Environmental contamination by human fecal matter could help explain the rise of antibiotic resistance

There is growing concern about the threat of antibiotic resistant microbes and their impact on our health and health care system. Antibiotic resistant infections kill around 23,000 people per year in the US and cost the health care system about $2 billion per year. Over use of antibiotics in the food industry and in consumer products (soaps, hand sanitizer, cleaners) is likely to blame for a large proportion of the rise in antibiotic resistance microbes, as is environmental pollution from antibiotic waste and residual antibiotics in our waste water. It is interesting to note that waste water treatment plants are considered a hotspot for antibiotic resistance, in part due to residual levels of antibiotics from our household cleaners. It is also possible that fecal contamination in the environment may be contributing to antibiotic resistance, but we lack clear evidence of this association. This is where recent research from a team in Sweden hopes to help.

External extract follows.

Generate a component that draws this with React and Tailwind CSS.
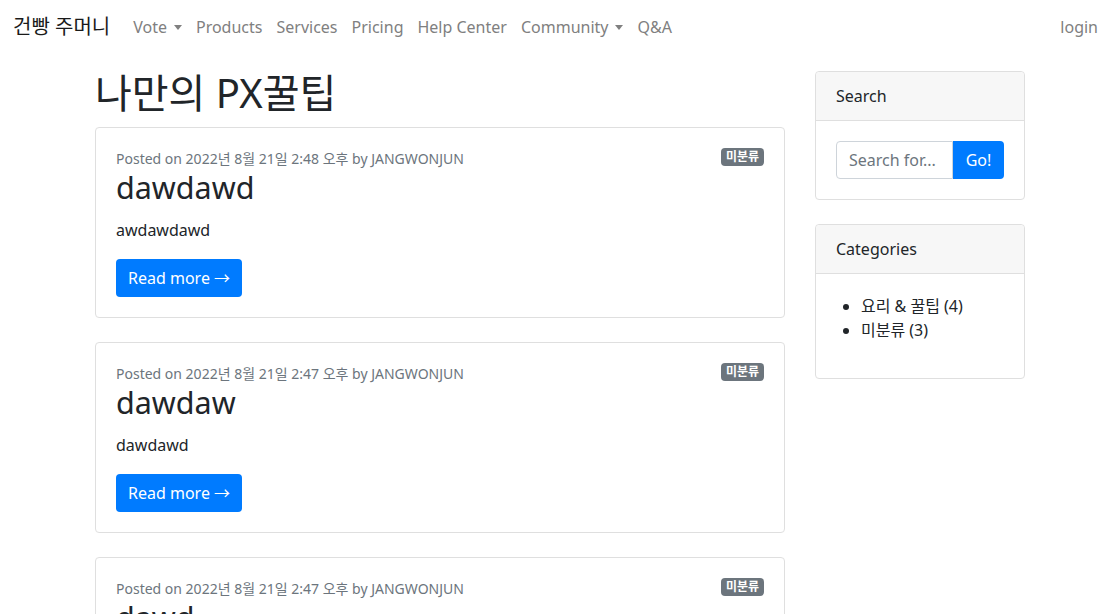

The team of researchers measured the level of a type of virus called a bacteriophage, specifically the crAssphage. This virus infects bacteria and is specifically in high abundance in human feces and therefore can be used as a marker of human feces contamination in water. The team measured the level of these crAssphage’s in various water samples from around the world and correlated it with the level of antibiotic resistant bacteria in the water. They found a strong and significant correlation between the number of antibiotic resistant bacteria in a water sample and the level of this virus in samples from India, Spain, Singapore, UK, and USA. They also found a strong correlation between the virus and bacterial resistance in waste water treatment plants in Sweden and the US.

This data suggests that contamination of our water with human feces could be contributing to the rise in antibiotic resistance in conjunction with the over use of antibiotics. As such, it should be considered as part of the problem when we are trying to curb the rise in antibiotic resistance. Since this data is primarily correlation in nature, we still don’t know whether the level of human feces and bacteriophage are contributing to the rise in antibiotic resistance of if these bacteriophages are present in higher abundance in feces of people with antibiotic resistant bacteria. More work is necessary to understand the direction of this association. It is important for us to understand all the contributing factors to antibiotic resistance in order to properly get the problem under control. Antibiotics are a fantastic medicine when we use them properly but they won’t be useful for much longer if we don’t deal with this threat.